• **TASK TO COMPLETE**
Each line that includes "index" counts once; give the total and nothing besides.

=-=-=

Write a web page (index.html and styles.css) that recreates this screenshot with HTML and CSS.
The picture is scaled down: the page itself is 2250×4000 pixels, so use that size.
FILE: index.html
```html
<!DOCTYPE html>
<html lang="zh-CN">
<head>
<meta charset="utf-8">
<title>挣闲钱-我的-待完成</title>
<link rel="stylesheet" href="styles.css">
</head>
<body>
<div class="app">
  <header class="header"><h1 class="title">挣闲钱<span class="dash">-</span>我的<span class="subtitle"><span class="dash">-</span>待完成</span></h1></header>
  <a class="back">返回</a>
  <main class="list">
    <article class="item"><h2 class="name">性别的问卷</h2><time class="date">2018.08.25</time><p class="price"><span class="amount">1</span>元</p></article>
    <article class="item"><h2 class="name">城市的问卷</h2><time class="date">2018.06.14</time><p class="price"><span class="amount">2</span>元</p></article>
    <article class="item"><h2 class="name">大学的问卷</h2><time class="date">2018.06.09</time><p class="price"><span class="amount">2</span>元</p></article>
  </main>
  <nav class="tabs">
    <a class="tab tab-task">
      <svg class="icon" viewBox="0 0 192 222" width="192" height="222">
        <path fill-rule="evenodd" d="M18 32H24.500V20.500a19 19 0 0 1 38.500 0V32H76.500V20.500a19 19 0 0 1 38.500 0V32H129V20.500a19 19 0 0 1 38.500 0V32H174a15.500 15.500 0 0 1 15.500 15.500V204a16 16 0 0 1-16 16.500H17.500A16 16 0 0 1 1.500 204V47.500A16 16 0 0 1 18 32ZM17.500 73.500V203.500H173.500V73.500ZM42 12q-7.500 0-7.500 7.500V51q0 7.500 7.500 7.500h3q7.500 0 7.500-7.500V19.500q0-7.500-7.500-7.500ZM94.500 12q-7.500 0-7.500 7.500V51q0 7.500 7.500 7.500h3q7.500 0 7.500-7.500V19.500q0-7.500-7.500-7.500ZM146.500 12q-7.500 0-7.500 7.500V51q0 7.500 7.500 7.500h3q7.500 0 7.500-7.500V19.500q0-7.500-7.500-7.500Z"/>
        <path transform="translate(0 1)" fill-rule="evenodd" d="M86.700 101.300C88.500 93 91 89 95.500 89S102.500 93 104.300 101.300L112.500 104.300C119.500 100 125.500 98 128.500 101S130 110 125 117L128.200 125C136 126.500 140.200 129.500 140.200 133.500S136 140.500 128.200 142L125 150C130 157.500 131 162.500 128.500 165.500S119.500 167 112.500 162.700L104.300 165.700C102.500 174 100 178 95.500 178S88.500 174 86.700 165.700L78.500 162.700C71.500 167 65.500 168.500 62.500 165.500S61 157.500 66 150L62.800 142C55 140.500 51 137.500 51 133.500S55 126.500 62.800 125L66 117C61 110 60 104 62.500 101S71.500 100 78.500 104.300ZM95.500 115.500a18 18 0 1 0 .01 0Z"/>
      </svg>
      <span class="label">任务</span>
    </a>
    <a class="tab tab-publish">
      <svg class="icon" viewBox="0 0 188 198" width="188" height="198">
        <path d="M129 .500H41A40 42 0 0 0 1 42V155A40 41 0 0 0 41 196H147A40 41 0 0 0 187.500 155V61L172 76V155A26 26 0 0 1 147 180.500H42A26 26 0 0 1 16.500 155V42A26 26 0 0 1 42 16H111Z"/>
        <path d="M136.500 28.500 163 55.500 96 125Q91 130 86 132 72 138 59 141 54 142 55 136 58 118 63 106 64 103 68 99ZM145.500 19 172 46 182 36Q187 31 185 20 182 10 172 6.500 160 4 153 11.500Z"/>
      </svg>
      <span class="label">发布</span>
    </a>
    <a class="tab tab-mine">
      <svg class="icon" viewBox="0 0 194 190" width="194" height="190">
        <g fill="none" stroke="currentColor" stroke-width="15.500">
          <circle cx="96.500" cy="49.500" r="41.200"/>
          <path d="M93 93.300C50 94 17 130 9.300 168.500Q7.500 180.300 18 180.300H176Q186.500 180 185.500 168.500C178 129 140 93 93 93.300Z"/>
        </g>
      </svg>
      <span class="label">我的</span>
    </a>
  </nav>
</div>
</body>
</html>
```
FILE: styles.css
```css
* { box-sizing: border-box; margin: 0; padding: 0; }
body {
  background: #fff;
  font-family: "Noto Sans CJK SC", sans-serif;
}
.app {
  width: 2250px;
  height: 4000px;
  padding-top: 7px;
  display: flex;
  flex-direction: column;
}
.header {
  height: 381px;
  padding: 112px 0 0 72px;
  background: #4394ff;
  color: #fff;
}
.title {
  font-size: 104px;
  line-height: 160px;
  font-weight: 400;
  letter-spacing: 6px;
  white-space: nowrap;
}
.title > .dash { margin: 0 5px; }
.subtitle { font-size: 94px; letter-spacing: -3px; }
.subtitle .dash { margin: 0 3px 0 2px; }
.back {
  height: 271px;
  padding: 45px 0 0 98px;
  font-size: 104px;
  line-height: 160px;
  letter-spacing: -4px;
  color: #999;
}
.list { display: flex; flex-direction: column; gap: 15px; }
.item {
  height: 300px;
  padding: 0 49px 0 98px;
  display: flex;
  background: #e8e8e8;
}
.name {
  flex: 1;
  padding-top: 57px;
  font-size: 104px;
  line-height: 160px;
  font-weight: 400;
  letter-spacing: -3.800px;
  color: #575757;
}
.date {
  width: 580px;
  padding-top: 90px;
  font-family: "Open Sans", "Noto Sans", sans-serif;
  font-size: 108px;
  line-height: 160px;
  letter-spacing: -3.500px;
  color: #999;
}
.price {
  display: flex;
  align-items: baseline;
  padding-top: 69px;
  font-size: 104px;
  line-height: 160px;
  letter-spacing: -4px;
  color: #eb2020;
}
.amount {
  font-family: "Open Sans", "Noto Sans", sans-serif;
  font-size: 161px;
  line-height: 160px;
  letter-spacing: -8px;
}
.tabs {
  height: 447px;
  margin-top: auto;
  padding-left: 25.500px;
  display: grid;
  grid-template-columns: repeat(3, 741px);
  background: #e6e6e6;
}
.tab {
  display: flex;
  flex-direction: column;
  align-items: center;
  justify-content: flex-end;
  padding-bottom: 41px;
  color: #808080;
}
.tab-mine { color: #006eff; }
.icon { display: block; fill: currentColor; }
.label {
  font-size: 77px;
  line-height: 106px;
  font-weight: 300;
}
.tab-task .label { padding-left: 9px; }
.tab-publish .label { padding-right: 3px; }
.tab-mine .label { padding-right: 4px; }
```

=-=-=

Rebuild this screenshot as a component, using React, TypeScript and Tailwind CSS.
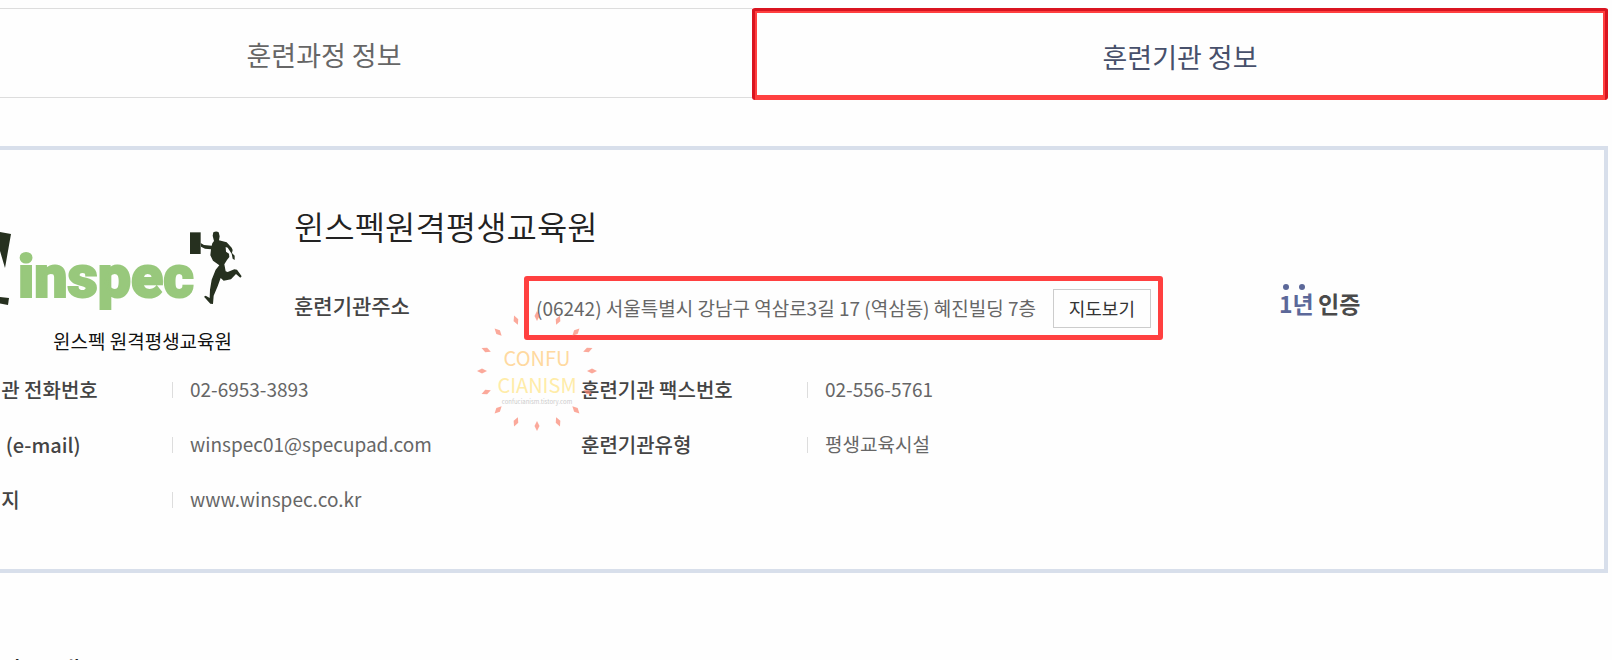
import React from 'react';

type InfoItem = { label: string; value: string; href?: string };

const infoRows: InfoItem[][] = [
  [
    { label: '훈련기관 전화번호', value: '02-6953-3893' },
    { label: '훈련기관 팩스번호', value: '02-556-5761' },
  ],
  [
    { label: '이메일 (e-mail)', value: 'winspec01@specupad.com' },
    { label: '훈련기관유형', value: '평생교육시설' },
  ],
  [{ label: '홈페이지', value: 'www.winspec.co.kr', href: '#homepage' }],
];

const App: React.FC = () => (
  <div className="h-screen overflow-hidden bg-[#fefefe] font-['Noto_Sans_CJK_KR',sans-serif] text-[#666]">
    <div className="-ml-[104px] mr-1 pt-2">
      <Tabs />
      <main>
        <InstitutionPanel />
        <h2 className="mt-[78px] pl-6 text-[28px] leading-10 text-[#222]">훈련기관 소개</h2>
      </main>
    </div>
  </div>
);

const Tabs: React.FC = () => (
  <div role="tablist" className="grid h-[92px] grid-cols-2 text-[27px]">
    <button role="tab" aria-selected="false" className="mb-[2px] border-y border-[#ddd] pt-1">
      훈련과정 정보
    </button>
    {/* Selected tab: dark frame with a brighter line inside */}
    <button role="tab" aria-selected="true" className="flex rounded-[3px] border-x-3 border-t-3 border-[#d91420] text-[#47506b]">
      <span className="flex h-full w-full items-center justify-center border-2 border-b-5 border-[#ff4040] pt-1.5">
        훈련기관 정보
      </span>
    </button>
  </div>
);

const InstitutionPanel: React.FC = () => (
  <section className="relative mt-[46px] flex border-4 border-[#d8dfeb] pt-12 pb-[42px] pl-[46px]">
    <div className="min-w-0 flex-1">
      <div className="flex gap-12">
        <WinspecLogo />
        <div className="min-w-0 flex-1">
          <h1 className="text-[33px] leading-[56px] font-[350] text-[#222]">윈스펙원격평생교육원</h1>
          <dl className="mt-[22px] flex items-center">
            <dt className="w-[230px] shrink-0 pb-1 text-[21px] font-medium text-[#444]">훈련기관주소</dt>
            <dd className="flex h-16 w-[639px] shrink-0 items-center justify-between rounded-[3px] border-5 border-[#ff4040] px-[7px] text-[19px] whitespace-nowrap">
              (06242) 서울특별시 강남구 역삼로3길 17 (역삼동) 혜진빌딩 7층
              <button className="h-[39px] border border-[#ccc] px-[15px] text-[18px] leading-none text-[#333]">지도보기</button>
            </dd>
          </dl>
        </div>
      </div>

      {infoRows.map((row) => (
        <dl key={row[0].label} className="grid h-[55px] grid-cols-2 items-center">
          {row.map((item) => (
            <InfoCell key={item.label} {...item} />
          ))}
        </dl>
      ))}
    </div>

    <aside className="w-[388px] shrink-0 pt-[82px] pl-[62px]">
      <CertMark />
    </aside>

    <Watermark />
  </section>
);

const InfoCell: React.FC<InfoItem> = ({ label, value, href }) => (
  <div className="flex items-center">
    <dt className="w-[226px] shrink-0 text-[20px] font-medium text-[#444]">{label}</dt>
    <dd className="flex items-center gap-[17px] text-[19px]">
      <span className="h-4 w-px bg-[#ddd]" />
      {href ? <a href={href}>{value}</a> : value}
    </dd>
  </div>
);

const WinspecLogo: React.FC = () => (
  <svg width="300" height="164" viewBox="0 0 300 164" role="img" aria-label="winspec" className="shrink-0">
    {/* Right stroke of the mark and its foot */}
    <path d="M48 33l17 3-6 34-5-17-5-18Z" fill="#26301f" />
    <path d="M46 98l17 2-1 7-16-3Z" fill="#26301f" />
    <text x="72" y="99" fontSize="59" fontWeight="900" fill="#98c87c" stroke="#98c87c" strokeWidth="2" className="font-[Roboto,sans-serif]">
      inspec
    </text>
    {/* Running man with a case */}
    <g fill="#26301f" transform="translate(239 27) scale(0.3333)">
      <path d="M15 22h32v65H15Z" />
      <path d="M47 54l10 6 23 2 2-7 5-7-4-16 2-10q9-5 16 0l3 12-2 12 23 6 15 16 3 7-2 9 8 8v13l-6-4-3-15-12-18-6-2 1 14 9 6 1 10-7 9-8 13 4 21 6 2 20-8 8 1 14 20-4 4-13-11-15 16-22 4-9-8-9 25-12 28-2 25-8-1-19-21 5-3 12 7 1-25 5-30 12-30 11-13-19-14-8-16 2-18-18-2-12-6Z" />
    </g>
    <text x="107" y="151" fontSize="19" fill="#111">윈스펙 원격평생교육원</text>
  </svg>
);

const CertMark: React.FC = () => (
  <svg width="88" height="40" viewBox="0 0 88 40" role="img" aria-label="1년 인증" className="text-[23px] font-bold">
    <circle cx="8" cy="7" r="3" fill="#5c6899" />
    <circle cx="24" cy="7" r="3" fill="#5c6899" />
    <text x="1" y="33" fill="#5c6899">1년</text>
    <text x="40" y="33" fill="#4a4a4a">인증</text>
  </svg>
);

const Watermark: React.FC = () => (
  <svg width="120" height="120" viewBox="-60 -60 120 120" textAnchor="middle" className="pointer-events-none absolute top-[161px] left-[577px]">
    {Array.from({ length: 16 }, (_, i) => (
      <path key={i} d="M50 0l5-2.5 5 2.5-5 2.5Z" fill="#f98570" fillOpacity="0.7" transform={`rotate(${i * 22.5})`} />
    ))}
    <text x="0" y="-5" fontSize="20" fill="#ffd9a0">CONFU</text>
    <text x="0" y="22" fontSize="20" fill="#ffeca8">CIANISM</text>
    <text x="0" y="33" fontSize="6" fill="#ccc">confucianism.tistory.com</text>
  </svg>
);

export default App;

=-=-=

• **WORKED ANSWER**
2